The lead organisations representing vehicle and parts makers across the EU, the European Automobile Manufacturers' Association (ACEA) and the European Association of Automotive Suppliers (CLEPA), along with 21 national associations, including the Society of Motor Manufacturers and Traders (SMMT), German Association of the Automotive Industry (VDA), Comité des Constructeurs Français d'Automobiles (CCFA) and La Plateforme automobile (PFA), are today warning that the sector could face severe repercussions.

Indeed, economies and jobs on both sides of the channel are at risk of a second devastating hit in the shape of no deal coming on top of around €100 billion worth of production lost so far this year due to the coronavirus crisis.

Without a deal in place by 31 December, both sides would be forced to trade under so-called World Trade Organisation (WTO) non-preferential rules, including a 10% tariff on cars and up to 22% on vans and trucks. Such tariffs – far higher than the small margins of most manufacturers – would almost certainly need to be passed on to consumers, making vehicles more expensive, reducing choice, and impacting demand. Furthermore, automotive suppliers and their products will be hit by tariffs. This will make production more expensive or will lead to more imports of parts from other competitive countries.

Before the coronavirus crisis hit, EU and UK production of motor vehicles was running at 18.5 million units a year. This year some 3.6 million units have already been lost across the sector due to the pandemic. New calculations suggest that, for cars and vans alone, a reduction in demand resulting from a 10% WTO tariff could wipe some three million units from EU and UK factory output over the next five years, with losses worth €52.8 billion to UK plants and €57.7 billion to those based across the EU.? Suppliers would also suffer from these changes.

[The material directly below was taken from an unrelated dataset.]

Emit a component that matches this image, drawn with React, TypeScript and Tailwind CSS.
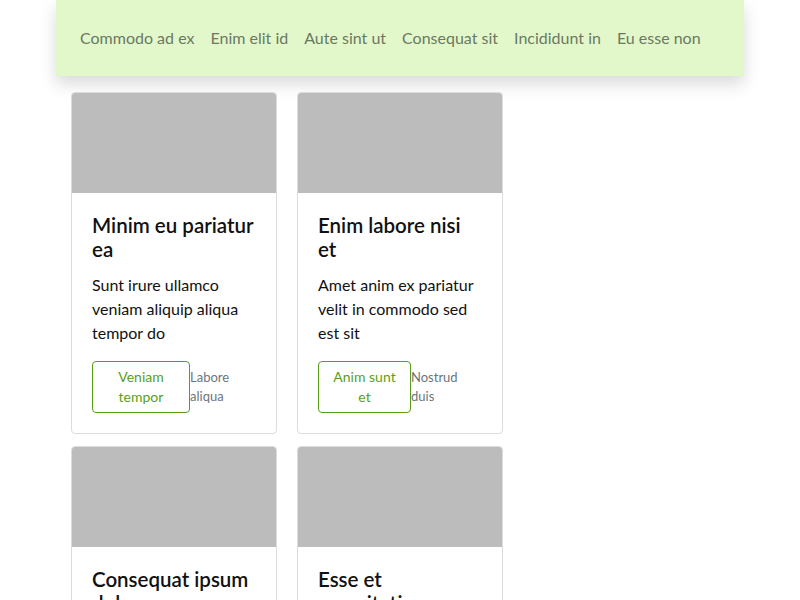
const navItems = [
  "Commodo ad ex",
  "Enim elit id",
  "Aute sint ut",
  "Consequat sit",
  "Incididunt in",
  "Eu esse non",
];

const cards = [
  {
    title: "Minim eu pariatur ea",
    text: "Sunt irure ullamco veniam aliquip aliqua tempor do",
    button: "Veniam tempor",
    note: "Labore aliqua",
    btnWidth: "w-[98px]",
  },
  {
    title: "Enim labore nisi et",
    text: "Amet anim ex pariatur velit in commodo sed est sit",
    button: "Anim sunt et",
    note: "Nostrud duis",
    btnWidth: "w-[93px]",
  },
  {
    title: "Consequat ipsum dolor",
    text: "Ea laboris cillum officia ut magna elit",
    button: "Irure minim",
    note: "Aliqua sed",
    btnWidth: "w-[98px]",
  },
  {
    title: "Esse et exercitation",
    text: "Lorem velit nulla proident culpa qui",
    button: "Duis enim",
    note: "Sint esse",
    btnWidth: "w-[93px]",
  },
];

export default function App() {
  return (
    <div className="min-h-screen bg-white font-['Lato',sans-serif] text-[#111]">
      <div className="mx-auto w-[688px]">
        {/* Top nav */}
        <nav className="flex h-[76px] items-center gap-4 bg-[#e2f8cb] px-6 shadow-[0_8px_16px_rgba(0,0,0,0.15)]">
          {navItems.map((item) => (
            <a key={item} href="#" className="whitespace-nowrap text-base text-[#6b7862]">
              {item}
            </a>
          ))}
        </nav>

        {/* Cards */}
        <div className="mt-4 grid grid-cols-[206px_206px] gap-x-5 gap-y-3 px-[15px]">
          {cards.map((c) => (
            <div
              key={c.title}
              className="overflow-hidden rounded border border-[#dcdcdc] bg-white"
            >
              <div className="h-[100px] bg-[#bcbcbc]" />
              <div className="px-5 pt-5 pb-5">
                <h3 className="text-[20.5px] leading-6 font-semibold">{c.title}</h3>
                <p className="mt-3 text-base leading-6">{c.text}</p>
                <div className="mt-4 flex items-center">
                  <button
                    className={`${c.btnWidth} shrink-0 rounded border border-[#5a9e1a] px-2 py-[5px] text-sm leading-5 text-[#5a9e1a]`}
                  >
                    {c.button}
                  </button>
                  <span className="text-[13px] leading-[19px] text-[#6c757d]">
                    {c.note}
                  </span>
                </div>
              </div>
            </div>
          ))}
        </div>
      </div>
    </div>
  );
}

This combined loss in trade value would seriously harm revenues for a sector that is one of Europe's most valuable assets, employing millions of people and generating shared prosperity for all, with a combined trade surplus of €74 billion with the rest of the world in 2019. Collectively, the EU27 and UK automotive sector is responsible for 20% of global motor vehicle production and spends some €60.9 billion on innovation per year, making it Europe's largest R&D investor.

Achieving an ambitious EU-UK FTA with automotive-specific provisions is critical to the European automotive industry's future success. Any deal should include zero tariffs and quotas, appropriate rules of origin for both internal combustion engine and alternatively fuelled vehicles, plus components and powertrains, and a framework to avoid regulatory divergence.

Crucially, businesses need detailed information about the agreed trading conditions they will face from 1 January 2021 to make final preparations. This, combined with targeted support and an appropriate a phase-in period that allows for greater use of foreign materials for a limited period of time, will ensure businesses are able to cope with the end of the transition period.

ACEA represents the 16 major Europe-based car, van, truck and bus manufacturers: BMW Group, CNH Industrial, DAF Trucks, Daimler, Ferrari, Fiat Chrysler Automobiles, Ford of Europe, Honda Motor Europe, Hyundai Motor Europe, Jaguar Land Rover, PSA Group, Renault Group, Toyota Motor Europe, Volkswagen Group, Volvo Cars, and Volvo Group.